Childhood and family memories including photos and ceramic pieces will be displayed. Works of his brothers Don and Paul and of wildlife artist Don Eckleberry, also a relative, and other Sebring artists will be featured as well. The Sebring Historical display will include one of the football players Viktor fashioned as a youth to display in a local pool room window the night before each Sebring Trojans game.
Some of his pedal toy creations will be displayed as well as a table set with his Silver Age Triumph dinnerware. He worked for nearly all of the Sebring potteries, and is credited with turning the fortunes of the declining Limoges Company. Drawings, paintings, calendars and greeting cards he created will be present among photos of his military career and early life, according to Dery Zeppernick, president of the Sebring Historical Society.
Copeland Oaks Retirement Community, which sports artistic tile work of the changing seasons and of Sebring history will be open for view. The creations are those of Don in his role as designer for Summitville Tile.
Plans are for Viktor himself to serve as parade marshal for the annual fireman's parade June 2.
The Sebring exhibit will run April 18-June 26 noon-2:30 and -7:30 p.m. Wednesdays, 2-4 p.m. Sundays and by appointment. Zeppernick can be reached to arrange tours at 330-938-2387.
The first retrospective of Schreckengost's life work was held in Cleveland in 2000. It will be reprised in Columbus in 2007.
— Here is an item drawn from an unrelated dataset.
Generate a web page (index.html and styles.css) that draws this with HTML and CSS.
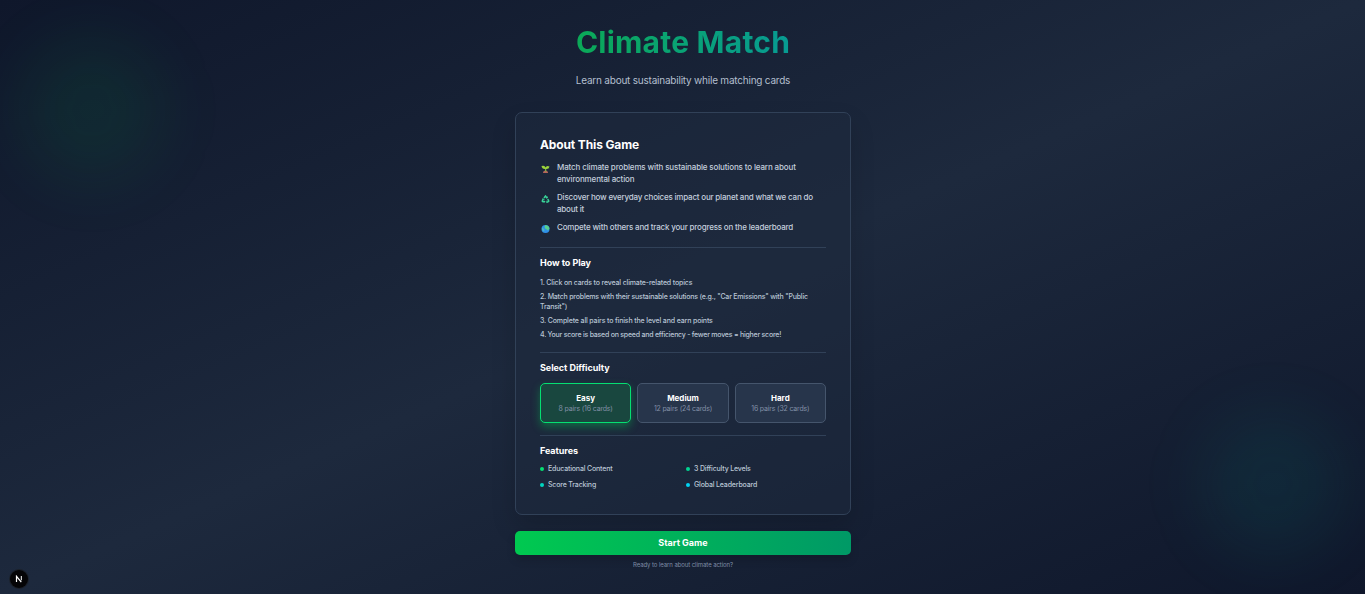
FILE: index.html
```html
<!DOCTYPE html>
<html lang="en">
<head>
<meta charset="utf-8">
<title>Climate Match</title>
<link rel="stylesheet" href="styles.css">
</head>
<body>
<div class="glow glow-left"></div>
<div class="glow glow-right"></div>
<main class="page">
  <header class="hero">
    <h1 class="title">Climate Match</h1>
    <p class="subtitle">Learn about sustainability while matching cards</p>
  </header>
  <section class="card">
    <div class="about">
      <h2 class="about-title">About This Game</h2>
      <ul class="points">
        <li class="point point-match">
          <svg class="point-icon" viewBox="0 0 16 16"><path d="M3 16q0-5 5-5t5 5z" fill="#b5655a"/><path d="M7 13V6h2.500v7z" fill="#7cb342"/><path d="M8 8Q1 9 0 2q7-2 8 3 2-5 8-2-1 6-8 5z" fill="#9bd33b"/></svg>
          <span>Match climate problems with sustainable solutions to learn about environmental action</span>
        </li>
        <li class="point point-discover">
          <svg class="point-icon" viewBox="0 0 16 16" fill="none" stroke="#38d399" stroke-width="3"><path d="M5 6l3-4 3 4M12.500 8l2 4-2 2H10M7 13.500H3L1.500 12l2-4"/><path d="M9 6h3V3M11 11l-2 2.500 2 2M1 8h4v3" stroke-width="1.500"/></svg>
          <span>Discover how everyday choices impact our planet and what we can do about it</span>
        </li>
        <li class="point point-compete">
          <svg class="point-icon" viewBox="0 0 16 16"><circle cx="8" cy="8" r="8" fill="#2f8fe8"/><path d="M8 0q7 1 8 7l-3 4-4-3-2-1-1-4z" fill="#58cf8b"/><path d="M1 5l3 2 2 3-1 3Q0 11 1 5z" fill="#4cb8c4"/></svg>
          <span>Compete with others and track your progress on the leaderboard</span>
        </li>
      </ul>
    </div>
    <div class="section howto">
      <h3 class="heading">How to Play</h3>
      <ol class="steps">
        <li class="step-click">1. Click on cards to reveal climate-related topics</li>
        <li class="step-match">2. Match problems with their sustainable solutions (e.g., "Car Emissions" with "Public Transit")</li>
        <li class="step-finish">3. Complete all pairs to finish the level and earn points</li>
        <li class="step-score">4. Your score is based on speed and efficiency - fewer moves = higher score!</li>
      </ol>
    </div>
    <div class="section difficulty">
      <h3 class="heading">Select Difficulty</h3>
      <div class="levels">
        <button class="level level-active"><span class="level-name">Easy</span><span class="level-info">8 pairs (16 cards)</span></button>
        <button class="level"><span class="level-name">Medium</span><span class="level-info">12 pairs (24 cards)</span></button>
        <button class="level"><span class="level-name">Hard</span><span class="level-info">16 pairs (32 cards)</span></button>
      </div>
    </div>
    <div class="section features">
      <h3 class="heading">Features</h3>
      <div class="feature-grid">
        <div class="feature"><i class="dot dot-green"></i>Educational Content</div>
        <div class="feature"><i class="dot dot-emerald"></i>3 Difficulty Levels</div>
        <div class="feature"><i class="dot dot-teal"></i>Score Tracking</div>
        <div class="feature"><i class="dot dot-cyan"></i>Global Leaderboard</div>
      </div>
    </div>
  </section>
  <button class="start">Start Game</button>
  <p class="footnote">Ready to learn about climate action?</p>
</main>
<div class="dev-badge"><svg class="dev-icon" viewBox="0 0 8 8" fill="none" stroke="#fff"><path d="M1.500 7V1.300L6.300 7.200" stroke-width="1.200"/><path d="M6.300 1v4.300" stroke-width="1"/></svg></div>
</body>
</html>
```
FILE: styles.css
```css
* { box-sizing: border-box; margin: 0; padding: 0; }
html { font-size: 8px; }
body {
  height: 594px;
  overflow: hidden;
  position: relative;
  font-family: Inter, "Liberation Sans", sans-serif;
  color: #fff;
  background: linear-gradient(to bottom right in oklab, #0f172b 0%, #1d293d 50%, #0f172b 100%);
}
ul, ol { list-style: none; }
button { font: inherit; color: inherit; border: 0; }

.glow { position: absolute; width: 144px; height: 144px; border-radius: 50%; filter: blur(30px); }
.glow-left { left: 20px; top: 38px; background: rgba(0, 201, 80, .08); }
.glow-right { right: 20px; bottom: 38px; background: rgba(0, 187, 167, .08); }

.page { position: relative; width: 336px; margin-left: 515px; padding-top: 23px; display: flex; flex-direction: column; }
.hero { height: 89px; text-align: center; white-space: nowrap; }
.title {
  width: 216px;
  margin: 0 auto;
  font-size: 30px;
  line-height: 38px;
  font-weight: 700;
  letter-spacing: .22px;
  color: transparent;
  background: linear-gradient(to right, #0ba957, #079b93);
  background-clip: text;
  -webkit-background-clip: text;
}
.subtitle { margin-top: 12px; font-size: 10px; line-height: 14px; color: #b3bfce; letter-spacing: -.22px; }

.card {
  height: 403px;
  padding: 24px;
  border: 1px solid #314158;
  border-radius: 7px;
  background: rgba(29, 41, 61, .5);
  box-shadow: 0 12px 25px rgba(0, 0, 0, .15);
}
.about-title { font-size: 12px; line-height: 16px; font-weight: 700; letter-spacing: -.13px; }
.points { margin-top: 8px; display: flex; flex-direction: column; gap: 6px; }
.point { display: flex; gap: 7px; font-size: 8px; line-height: 12px; font-weight: 500; color: #c3cedc; }
.point-match { letter-spacing: -.14px; }
.point-discover { letter-spacing: -.2px; }
.point-compete { letter-spacing: -.19px; }
.point-icon { width: 9px; height: 8px; margin: 4px 0 0 1px; flex: none; }

.section { border-top: 1px solid #314158; }
.howto { margin-top: 14px; height: 105px; padding-top: 8px; }
.heading { font-size: 9px; line-height: 14px; font-weight: 700; letter-spacing: -.05px; }
.steps { margin-top: 8px; display: flex; flex-direction: column; gap: 4px; font-size: 7px; line-height: 10px; font-weight: 500; color: #b9c5d4; }
.step-click { letter-spacing: -.15px; }
.step-match { letter-spacing: -.2px; }
.step-finish { letter-spacing: -.14px; }
.step-score { letter-spacing: -.23px; }
.difficulty { height: 83px; padding-top: 8px; }
.levels { margin-top: 8px; display: grid; grid-template-columns: repeat(3, 1fr); gap: 6px; }
.level {
  height: 40px;
  display: flex;
  flex-direction: column;
  align-items: center;
  padding-top: 9px;
  border: 1px solid #45556c;
  border-radius: 5px;
  background: #27354b;
}
.level-active { border-color: #05df72; background: #19473f; box-shadow: 0 4px 8px rgba(0, 201, 80, .4); }
.level-name { font-size: 8px; line-height: 11px; font-weight: 700; }
.level-info { font-size: 7px; line-height: 10px; color: #8290a7; white-space: nowrap; letter-spacing: -.18px; }
.features { padding-top: 8px; }
.feature-grid { margin-top: 6px; display: grid; grid-template-columns: 1fr 1fr; gap: 6px; }
.feature { display: flex; align-items: center; gap: 4px; font-size: 7px; line-height: 10px; font-weight: 500; letter-spacing: -.17px; color: #bac6d5; }
.dot { width: 4px; height: 4px; border-radius: 50%; }
.dot-green { background: #05df72; }
.dot-emerald { background: #00d492; }
.dot-teal { background: #00d5be; }
.dot-cyan { background: #00d3f2; }

.start {
  height: 24px;
  margin-top: 16px;
  padding-bottom: 1px;
  border-radius: 5px;
  font-size: 9px;
  font-weight: 700;
  background: linear-gradient(to right, #00c950, #009966);
  box-shadow: 0 5px 8px rgba(0, 0, 0, .15);
}
.footnote { margin-top: 6px; font-size: 6px; line-height: 8px; text-align: center; color: #7f8da6; letter-spacing: -.08px; }

.dev-badge {
  position: absolute;
  left: 10px;
  top: 570px;
  width: 18px;
  height: 18px;
  border-radius: 50%;
  display: grid;
  place-items: center;
  background: #050507;
  box-shadow: 0 0 0 1px #1b2029;
}
.dev-icon { width: 8px; height: 8px; }
```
In addition, a book, Viktor Schreckengost - Designs in Dinnerware, by Jo Cunningham, an acknowledged authority and author of several other books on dinnerware, is forthcoming. A researcher and pottery collector for more than 30 years, Cunningham provides a study of Schreckengost's dinnerware shapes and their decorations. Many of his 24 major dinnerware shapes became standard icons of the age; these were decorated with more than 180 different patterns that were among the most popular of the time, she says. the book contains more than 300 photographs, many in full color, of his work, designed primarily for American Limoges China and Salem China companies.